Given data »

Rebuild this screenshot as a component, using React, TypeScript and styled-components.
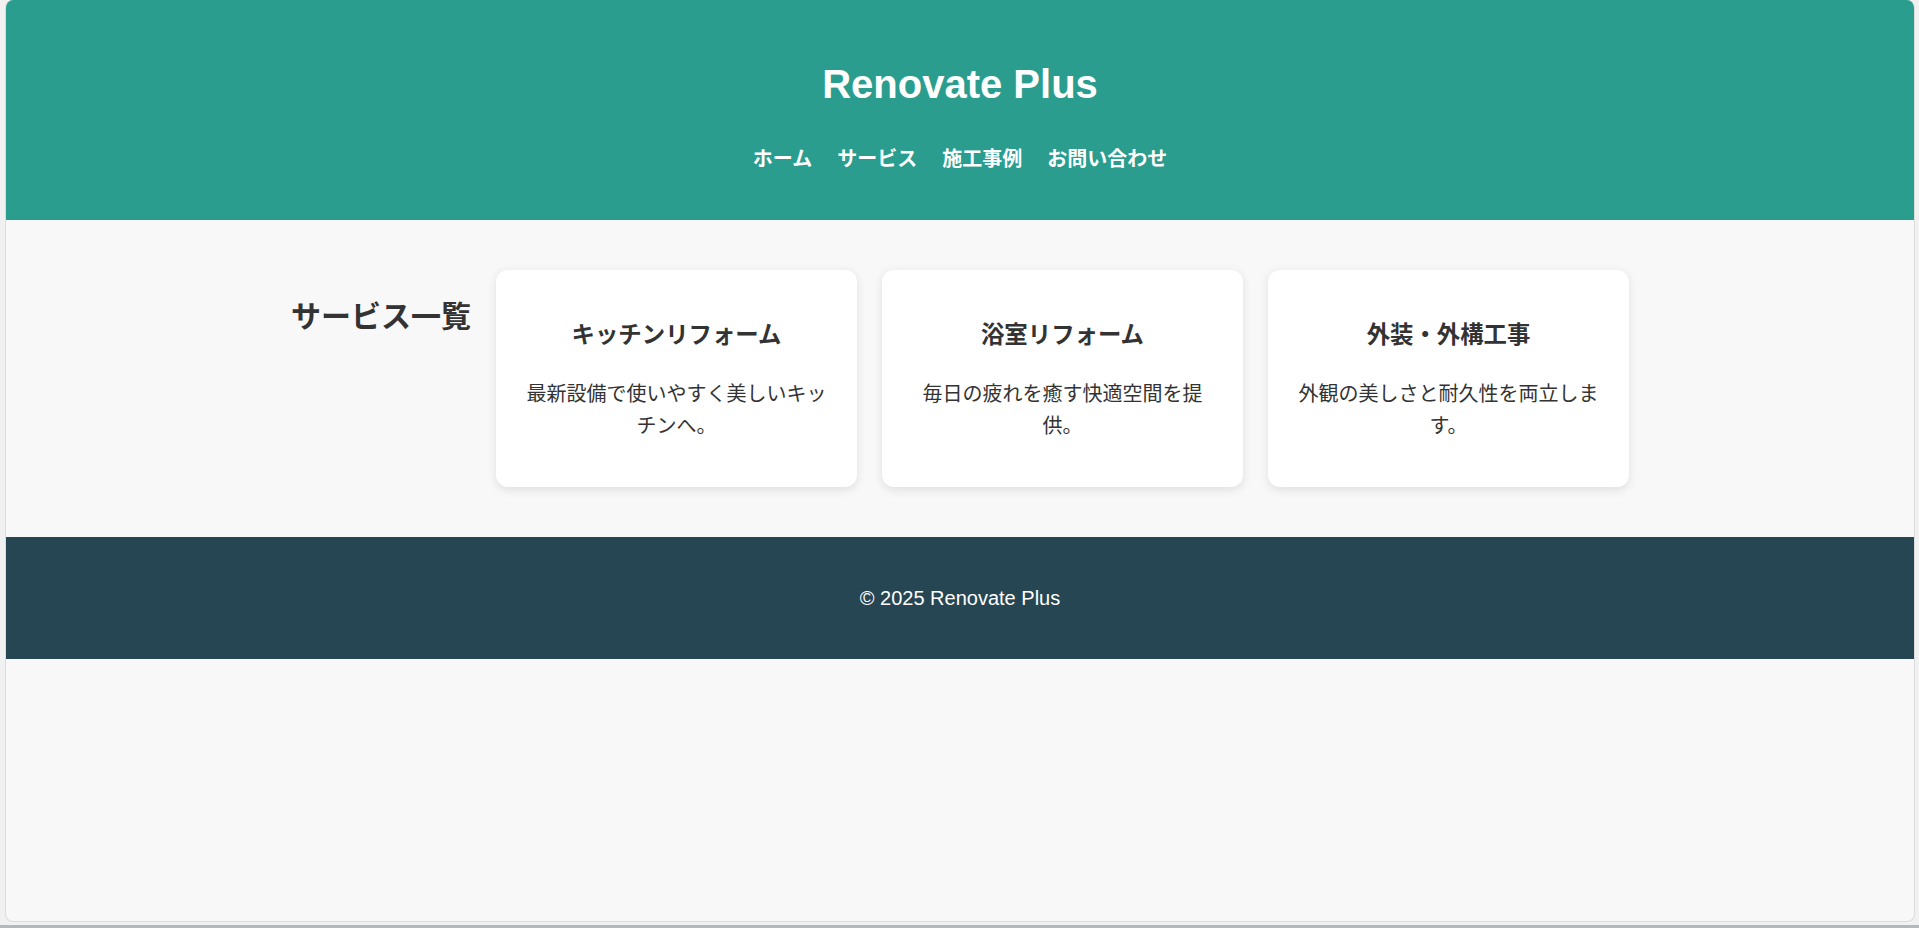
import React from "react";
import styled, { createGlobalStyle } from "styled-components";

const GlobalStyle = createGlobalStyle`
  html, body {
    margin: 0;
    padding: 0;
    height: 100%;
    background-color: #f1f1f1;
    font-family: "Liberation Sans", Arial, "Noto Sans CJK JP", sans-serif;
    color: #333;
    line-height: 1.6;
  }
  * {
    box-sizing: border-box;
  }
`;

const Screen = styled.div`
  height: 928px;
  display: flex;
  flex-direction: column;
  padding: 0 4px 0 5px;
  overflow: hidden;
`;

const Window = styled.div`
  height: 922px;
  display: flex;
  flex-direction: column;
  background-color: #f8f8f8;
  border: 1px solid #dcdcdc;
  border-top: none;
  border-radius: 8px;
  overflow: hidden;
`;

const BottomEdge = styled.div`
  margin: 3px -4px 0 -5px;
  height: 3px;
  background-color: #b4b8bc;
`;

const Header = styled.header`
  background-color: #2a9d8f;
  color: #fff;
  text-align: center;
  padding: 25px 0;
`;

const Title = styled.h1`
  margin: 26.8px 0;
  font-size: 40px;
  line-height: 64px;
  font-weight: bold;
`;

const Nav = styled.nav`
  display: flex;
  justify-content: center;
  gap: 25px;
  margin: 0 0 20px;
  padding: 0;
  list-style: none;
`;

const NavLink = styled.a`
  color: #fff;
  text-decoration: none;
  font-weight: bold;
  font-size: 20px;
  line-height: 32px;
`;

const Main = styled.main`
  display: flex;
  justify-content: center;
  align-items: flex-start;
  gap: 25px;
  padding: 50px 0;
`;

const SectionTitle = styled.h2`
  margin: 25px 0 0;
  font-size: 30px;
  line-height: 43px;
  font-weight: bold;
  color: #333;
`;

const Card = styled.div`
  width: 361px;
  background-color: #fff;
  border-radius: 12px;
  padding: 25px;
  text-align: center;
  box-shadow: 0 2.5px 10px rgba(0, 0, 0, 0.1);
`;

const CardTitle = styled.h3`
  margin: 23.4px 0;
  font-size: 23.4px;
  line-height: 34px;
  font-weight: bold;
  color: #333;
`;

const CardText = styled.p`
  margin: 0 0 20px;
  padding-top: 3px;
  font-size: 20px;
  line-height: 32px;
  color: #333;
`;

const Footer = styled.footer`
  background-color: #264653;
  color: #fff;
  text-align: center;
  padding: 25px 0;
`;

const FooterText = styled.p`
  margin: 20px 0;
  font-size: 20px;
  line-height: 32px;
`;

const navItems = ["ホーム", "サービス", "施工事例", "お問い合わせ"];

const services = [
  { title: "キッチンリフォーム", text: "最新設備で使いやすく美しいキッチンへ。" },
  { title: "浴室リフォーム", text: "毎日の疲れを癒す快適空間を提供。" },
  { title: "外装・外構工事", text: "外観の美しさと耐久性を両立します。" },
];

const App: React.FC = () => {
  return (
    <>
      <GlobalStyle />
      <Screen>
        <Window>
          <Header>
            <Title>Renovate Plus</Title>
            <Nav>
              {navItems.map((item) => (
                <NavLink key={item} href="#">
                  {item}
                </NavLink>
              ))}
            </Nav>
          </Header>
          <Main>
            <SectionTitle>サービス一覧</SectionTitle>
            {services.map((s) => (
              <Card key={s.title}>
                <CardTitle>{s.title}</CardTitle>
                <CardText>{s.text}</CardText>
              </Card>
            ))}
          </Main>
          <Footer>
            <FooterText>© 2025 Renovate Plus</FooterText>
          </Footer>
        </Window>
        <BottomEdge />
      </Screen>
    </>
  );
};

export default App;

What you should do » Transcribe the full listing character for character. Pictures are excluded.

Task answer »
Rebuild this screenshot as a component, using React, TypeScript and styled-components.
import React from "react";
import styled, { createGlobalStyle } from "styled-components";

const GlobalStyle = createGlobalStyle`
  html, body {
    margin: 0;
    padding: 0;
    height: 100%;
    background-color: #f1f1f1;
    font-family: "Liberation Sans", Arial, "Noto Sans CJK JP", sans-serif;
    color: #333;
    line-height: 1.6;
  }
  * {
    box-sizing: border-box;
  }
`;

const Screen = styled.div`
  height: 928px;
  display: flex;
  flex-direction: column;
  padding: 0 4px 0 5px;
  overflow: hidden;
`;

const Window = styled.div`
  height: 922px;
  display: flex;
  flex-direction: column;
  background-color: #f8f8f8;
  border: 1px solid #dcdcdc;
  border-top: none;
  border-radius: 8px;
  overflow: hidden;
`;

const BottomEdge = styled.div`
  margin: 3px -4px 0 -5px;
  height: 3px;
  background-color: #b4b8bc;
`;

const Header = styled.header`
  background-color: #2a9d8f;
  color: #fff;
  text-align: center;
  padding: 25px 0;
`;

const Title = styled.h1`
  margin: 26.8px 0;
  font-size: 40px;
  line-height: 64px;
  font-weight: bold;
`;

const Nav = styled.nav`
  display: flex;
  justify-content: center;
  gap: 25px;
  margin: 0 0 20px;
  padding: 0;
  list-style: none;
`;

const NavLink = styled.a`
  color: #fff;
  text-decoration: none;
  font-weight: bold;
  font-size: 20px;
  line-height: 32px;
`;

const Main = styled.main`
  display: flex;
  justify-content: center;
  align-items: flex-start;
  gap: 25px;
  padding: 50px 0;
`;

const SectionTitle = styled.h2`
  margin: 25px 0 0;
  font-size: 30px;
  line-height: 43px;
  font-weight: bold;
  color: #333;
`;

const Card = styled.div`
  width: 361px;
  background-color: #fff;
  border-radius: 12px;
  padding: 25px;
  text-align: center;
  box-shadow: 0 2.5px 10px rgba(0, 0, 0, 0.1);
`;

const CardTitle = styled.h3`
  margin: 23.4px 0;
  font-size: 23.4px;
  line-height: 34px;
  font-weight: bold;
  color: #333;
`;

const CardText = styled.p`
  margin: 0 0 20px;
  padding-top: 3px;
  font-size: 20px;
  line-height: 32px;
  color: #333;
`;

const Footer = styled.footer`
  background-color: #264653;
  color: #fff;
  text-align: center;
  padding: 25px 0;
`;

const FooterText = styled.p`
  margin: 20px 0;
  font-size: 20px;
  line-height: 32px;
`;

const navItems = ["ホーム", "サービス", "施工事例", "お問い合わせ"];

const services = [
  { title: "キッチンリフォーム", text: "最新設備で使いやすく美しいキッチンへ。" },
  { title: "浴室リフォーム", text: "毎日の疲れを癒す快適空間を提供。" },
  { title: "外装・外構工事", text: "外観の美しさと耐久性を両立します。" },
];

const App: React.FC = () => {
  return (
    <>
      <GlobalStyle />
      <Screen>
        <Window>
          <Header>
            <Title>Renovate Plus</Title>
            <Nav>
              {navItems.map((item) => (
                <NavLink key={item} href="#">
                  {item}
                </NavLink>
              ))}
            </Nav>
          </Header>
          <Main>
            <SectionTitle>サービス一覧</SectionTitle>
            {services.map((s) => (
              <Card key={s.title}>
                <CardTitle>{s.title}</CardTitle>
                <CardText>{s.text}</CardText>
              </Card>
            ))}
          </Main>
          <Footer>
            <FooterText>© 2025 Renovate Plus</FooterText>
          </Footer>
        </Window>
        <BottomEdge />
      </Screen>
    </>
  );
};

export default App;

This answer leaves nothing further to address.